Begin
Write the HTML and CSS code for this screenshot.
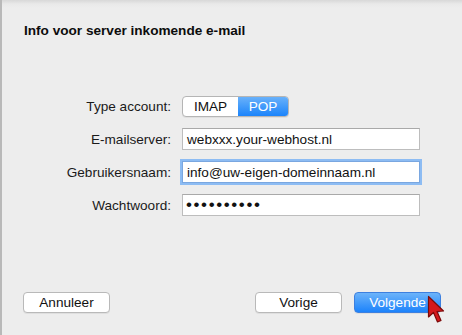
FILE: index.html
```html
<!DOCTYPE html>
<html lang="nl">
<head>
<meta charset="utf-8">
<title>Info voor server inkomende e-mail</title>
<link rel="stylesheet" href="styles.css">
</head>
<body>
<div class="window">
  <h1 class="title">Info voor server inkomende e-mail</h1>
  <div class="form">
    <div class="label">Type account:</div>
    <div class="control">
      <div class="segmented">
        <span class="seg">IMAP</span>
        <span class="seg seg-on">POP</span>
      </div>
    </div>
    <div class="label">E-mailserver:</div>
    <div class="control"><div class="field">webxxx.your-webhost.nl</div></div>
    <div class="label">Gebruikersnaam:</div>
    <div class="control"><div class="field field-focus">info@uw-eigen-domeinnaam.nl</div></div>
    <div class="label">Wachtwoord:</div>
    <div class="control"><div class="field field-pass">••••••••••</div></div>
  </div>
  <div class="footer">
    <button class="btn">Annuleer</button>
    <div class="spacer"></div>
    <button class="btn">Vorige</button>
    <button class="btn btn-primary">Volgende</button>
  </div>
  <svg class="cursor" width="18" height="32" viewBox="0 0 18 32">
    <path d="M1.5 1.5 L1.5 22 L6.5 17.5 L10.5 27 L14 25.5 L10 16.5 L16.5 16 Z" fill="#d4191c" stroke="#7a0a0a" stroke-width="1.2" stroke-linejoin="round"/>
  </svg>
</div>
</body>
</html>
```

FILE: styles.css
```css
* { box-sizing: border-box; }
html, body { margin: 0; padding: 0; }
body {
  width: 462px;
  height: 335px;
  overflow: hidden;
  background: #ececec;
  font-family: "Liberation Sans", Arial, sans-serif;
  color: #111;
}
.window {
  position: relative;
  height: 335px;
  display: flex;
  flex-direction: column;
  border-left: 2px solid #b9b9b9;
  background:
    linear-gradient(to bottom, #d8d8d8 0px, #e9e9e9 4px, #ededed 8px, #ededed 100%);
}
.title {
  margin: 24px 0 0 22px;
  font-size: 13.6px;
  font-weight: bold;
  line-height: 14px;
  color: #0c0c0c;
}
.form {
  margin-top: 58px;
  display: grid;
  grid-template-columns: 169px 240px;
  column-gap: 11px;
  row-gap: 11px;
  align-items: center;
}
.label {
  text-align: right;
  font-size: 13.6px;
  color: #1a1a1a;
}
.control { display: flex; }
.segmented {
  display: flex;
  height: 21px;
  border: 1px solid #b5b5b5;
  border-radius: 4px;
  overflow: hidden;
  background: #fff;
  box-shadow: 0 1px 0 rgba(0,0,0,0.05);
}
.seg {
  display: flex;
  align-items: center;
  justify-content: center;
  font-size: 13.6px;
  color: #111;
  width: 55px;
}
.seg-on {
  width: 50px;
  color: #fff;
  background: linear-gradient(to bottom, #69b1fa, #1b84fb);
}
.field {
  width: 238px;
  height: 22px;
  background: #fff;
  border: 1px solid #bdbdbd;
  border-top-color: #a9a9a9;
  padding: 0 0 0 4px;
  display: flex;
  align-items: center;
  font-size: 13.6px;
  color: #111;
}
.field-focus {
  border-color: #7aa7e0;
  box-shadow: 0 0 0 2px #8dbcf3;
  margin-left: 0;
}
.field-pass {
  font-size: 17px;
  letter-spacing: 1.6px;
  padding-left: 3px;
}
.footer {
  margin-top: auto;
  margin-bottom: 22px;
  display: flex;
  align-items: center;
  padding: 0 21px 0 21px;
  gap: 12px;
}
.spacer { flex: 1; }
.btn {
  width: 87px;
  height: 21px;
  font-family: inherit;
  font-size: 13.6px;
  color: #111;
  background: #fff;
  border: 1px solid #b9b9b9;
  border-radius: 4px;
  padding: 0;
  box-shadow: 0 1px 0 rgba(0,0,0,0.06);
}
.btn-primary {
  color: #fff;
  background: linear-gradient(to bottom, #6cb3fa, #1c83fb);
  border-color: #3d80df;
}
.cursor {
  position: absolute;
  left: 425px;
  top: 295px;
}
```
End
■ WHAT THE TASK ASKS: Reproduce the material above in full, exactly, with no images.

■ TASK RESULT:
Write the HTML and CSS code for this screenshot.
FILE: index.html
```html
<!DOCTYPE html>
<html lang="nl">
<head>
<meta charset="utf-8">
<title>Info voor server inkomende e-mail</title>
<link rel="stylesheet" href="styles.css">
</head>
<body>
<div class="window">
  <h1 class="title">Info voor server inkomende e-mail</h1>
  <div class="form">
    <div class="label">Type account:</div>
    <div class="control">
      <div class="segmented">
        <span class="seg">IMAP</span>
        <span class="seg seg-on">POP</span>
      </div>
    </div>
    <div class="label">E-mailserver:</div>
    <div class="control"><div class="field">webxxx.your-webhost.nl</div></div>
    <div class="label">Gebruikersnaam:</div>
    <div class="control"><div class="field field-focus">info@uw-eigen-domeinnaam.nl</div></div>
    <div class="label">Wachtwoord:</div>
    <div class="control"><div class="field field-pass">••••••••••</div></div>
  </div>
  <div class="footer">
    <button class="btn">Annuleer</button>
    <div class="spacer"></div>
    <button class="btn">Vorige</button>
    <button class="btn btn-primary">Volgende</button>
  </div>
  <svg class="cursor" width="18" height="32" viewBox="0 0 18 32">
    <path d="M1.5 1.5 L1.5 22 L6.5 17.5 L10.5 27 L14 25.5 L10 16.5 L16.5 16 Z" fill="#d4191c" stroke="#7a0a0a" stroke-width="1.2" stroke-linejoin="round"/>
  </svg>
</div>
</body>
</html>
```

FILE: styles.css
```css
* { box-sizing: border-box; }
html, body { margin: 0; padding: 0; }
body {
  width: 462px;
  height: 335px;
  overflow: hidden;
  background: #ececec;
  font-family: "Liberation Sans", Arial, sans-serif;
  color: #111;
}
.window {
  position: relative;
  height: 335px;
  display: flex;
  flex-direction: column;
  border-left: 2px solid #b9b9b9;
  background:
    linear-gradient(to bottom, #d8d8d8 0px, #e9e9e9 4px, #ededed 8px, #ededed 100%);
}
.title {
  margin: 24px 0 0 22px;
  font-size: 13.6px;
  font-weight: bold;
  line-height: 14px;
  color: #0c0c0c;
}
.form {
  margin-top: 58px;
  display: grid;
  grid-template-columns: 169px 240px;
  column-gap: 11px;
  row-gap: 11px;
  align-items: center;
}
.label {
  text-align: right;
  font-size: 13.6px;
  color: #1a1a1a;
}
.control { display: flex; }
.segmented {
  display: flex;
  height: 21px;
  border: 1px solid #b5b5b5;
  border-radius: 4px;
  overflow: hidden;
  background: #fff;
  box-shadow: 0 1px 0 rgba(0,0,0,0.05);
}
.seg {
  display: flex;
  align-items: center;
  justify-content: center;
  font-size: 13.6px;
  color: #111;
  width: 55px;
}
.seg-on {
  width: 50px;
  color: #fff;
  background: linear-gradient(to bottom, #69b1fa, #1b84fb);
}
.field {
  width: 238px;
  height: 22px;
  background: #fff;
  border: 1px solid #bdbdbd;
  border-top-color: #a9a9a9;
  padding: 0 0 0 4px;
  display: flex;
  align-items: center;
  font-size: 13.6px;
  color: #111;
}
.field-focus {
  border-color: #7aa7e0;
  box-shadow: 0 0 0 2px #8dbcf3;
  margin-left: 0;
}
.field-pass {
  font-size: 17px;
  letter-spacing: 1.6px;
  padding-left: 3px;
}
.footer {
  margin-top: auto;
  margin-bottom: 22px;
  display: flex;
  align-items: center;
  padding: 0 21px 0 21px;
  gap: 12px;
}
.spacer { flex: 1; }
.btn {
  width: 87px;
  height: 21px;
  font-family: inherit;
  font-size: 13.6px;
  color: #111;
  background: #fff;
  border: 1px solid #b9b9b9;
  border-radius: 4px;
  padding: 0;
  box-shadow: 0 1px 0 rgba(0,0,0,0.06);
}
.btn-primary {
  color: #fff;
  background: linear-gradient(to bottom, #6cb3fa, #1c83fb);
  border-color: #3d80df;
}
.cursor {
  position: absolute;
  left: 425px;
  top: 295px;
}
```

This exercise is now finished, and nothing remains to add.